John Piershale, CFP®, AEP®, fee-only fiduciary advisor at Piershale Wealth Management.
John Piershale, CFP®, AEP®
Fee-Only Fiduciary Advisor · NAPFA-Registered
Blog › Retirement
October 12, 2025

Shutdowns, Tariffs, and What Really Moves Markets

Markets don’t like surprises, but they’re surprisingly good at ignoring Washington now nearly two weeks into the government shutdown, investors are asking the usual questions: How long will it last? Will it hurt the economy? And does it actually matter for the market?

1 | Shutdowns in Perspective

The current shutdown began October 1, 2025 - now on Day 12, putting it among the longer ones but still far from record-setting. The 2018-19 shutdown lasted 35 days; 2013’s stretched to 16; and the mid-’90s pair ran 5 and 21 days.

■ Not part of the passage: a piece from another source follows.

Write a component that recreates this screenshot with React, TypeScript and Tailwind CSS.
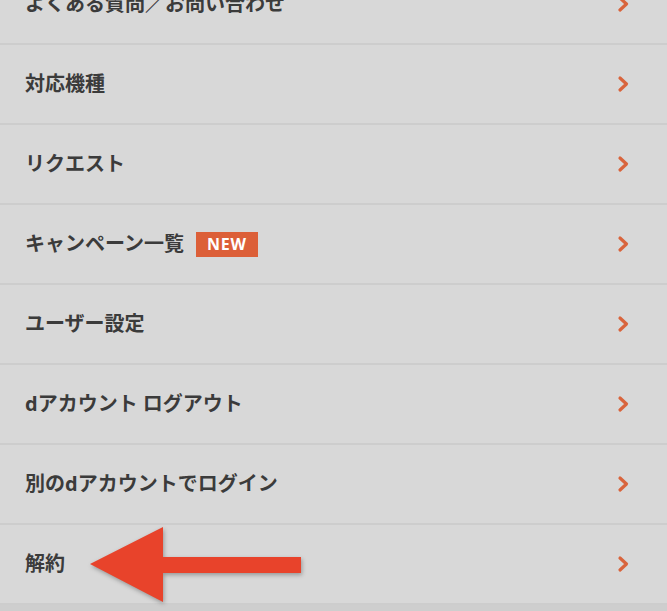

Historically, markets have taken these events in stride. According to S&P Global Market Intelligence, the S&P 500 has risen in over half of all shutdowns since 1976, averaging roughly flat performance. The longest shutdowns barely dented long-term returns. In short: big headlines, small market footprints.

2 | What’s Different This Time

While most shutdowns are political theater, this one lands in a trickier environment - high interest rates, sticky inflation, and investors on edge for any data that might steer the Fed. With many agencies closed, the flow of economic reports slows to a trickle. That data blackout adds guesswork to an already uncertain landscape.

Then came Friday’s twist: tariffs. A sudden proposal of potential 100% tariffs on China did more to rattle markets in a single afternoon than the shutdown did all week. Tariffs hit earnings, supply chains, and consumer prices directly - a real-economy concern, not just a policy stalemate.

3 | What Could Change the Tone

If the shutdown resolves quickly, it’ll fade from memory. But if it drags on past 20 days, the ripple effects build: delayed paychecks, slower spending, missing data, and rising political fatigue. Add tariff risk or Fed missteps on top of that, and volatility could pick up fast.

4 | This shutdown

This shutdown is mostly a budget standoff, not a financial crisis. History suggests markets recover quickly once government operations resume. The bigger issue is how investors react - not the event itself. That’s why it pays to focus less on the headlines and more on how your portfolio is positioned for risk.

5 | Staying Prepared

We can’t predict when headlines will hit, but we can manage how portfolios respond when they do. I use disciplined, evidence-based strategies designed to help address market risk when conditions change, while keeping clients aligned with their long-term goals.

Shutdowns and tariffs come and go - but having a steady process for navigating both never goes out of style.